Toyota Surge Hurts Every Other Automaker: Analyst
Toyota shares trade in the U.S. as American depository shares. The yen's strength is a negative here, although Levy wrote that "translation effects for ADS holders will somewhat limit (its) net negative impact."
On the plus side, "We expect higher industry volume, full production capacity and new vehicle launches to help sales rebound nearly 19% in fiscal year 2013," Levy wrote. "Despite industry challenges in Europe and slowing economic growth in some regions, with the Japanese and Thailand crises now behind (Toyota), we expect its valuation will benefit from what see as the company's favorable long-term growth prospects and strong balance sheet."

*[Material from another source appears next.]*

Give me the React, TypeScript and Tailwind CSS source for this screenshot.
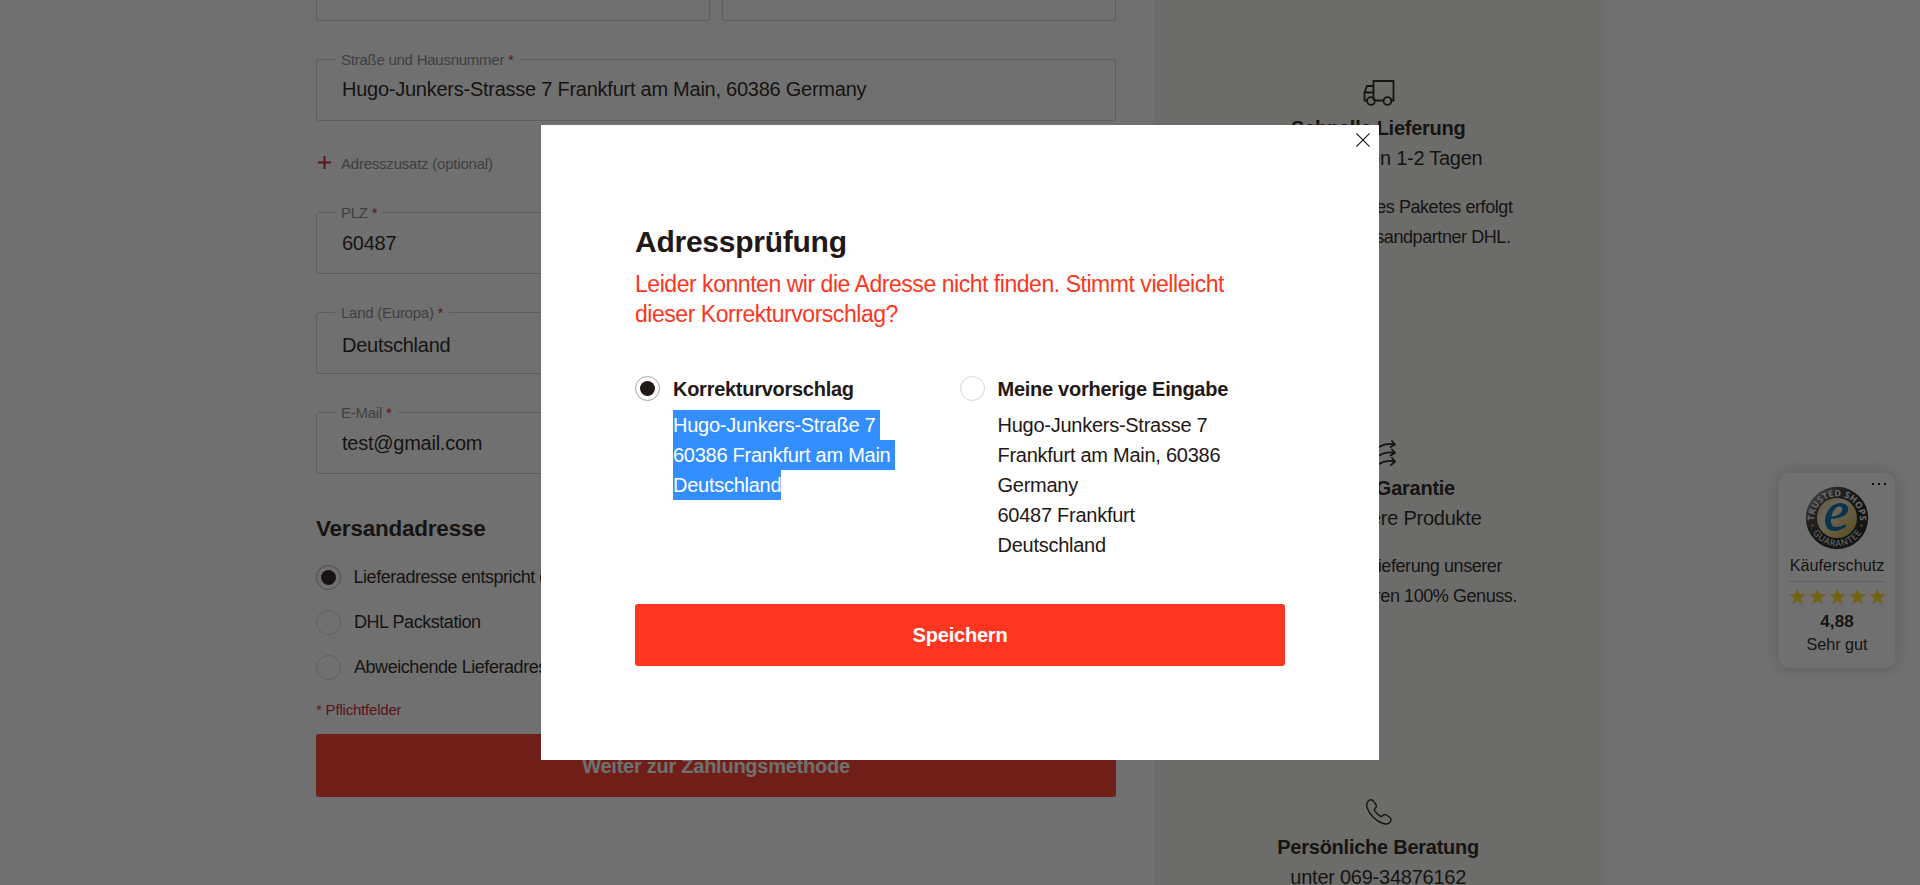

Libby noted that Lexus has also been gathering strength in the luxury segment. "Lexus's core strength remains the midsize premium crossover RX Series; this model alone accounted for close to half of all Lexus deliveries in May," he wrote. "RX sales were up 82% from a year ago, and the RX by itself out-distanced all three of BMW's crossovers, the X3, X5 and X6, by 53%; the RX also out-sold the redesigned Mercedes-Benz ML-Class by more than 200%. With its huge owner body, frequent redesigns and competitive pricing, the RX remains the undisputed leader in the premium crossover space."
As for new products, the new Camry and Lexus GS as well as the Prius V and C are already showing gains.
"By the end of the 2013, we will see redesigned versions of the Toyota RAV4, Tacoma, Highlander, Avalon, Corolla and Sequoia as well as the Lexus ES and LS and Scion xb and xD," Libby wrote, adding: "It might be easier to just list the models which are not being re-designed."
Polk projected that Toyota and Lexus will account for 12.9% and 1.6%, respectively, of the U.S. new vehicle market in 2012, increasing to 13.8% and 2.0% in 2015, when "Toyota will be the most popular make in the country and Lexus number three in the premium market."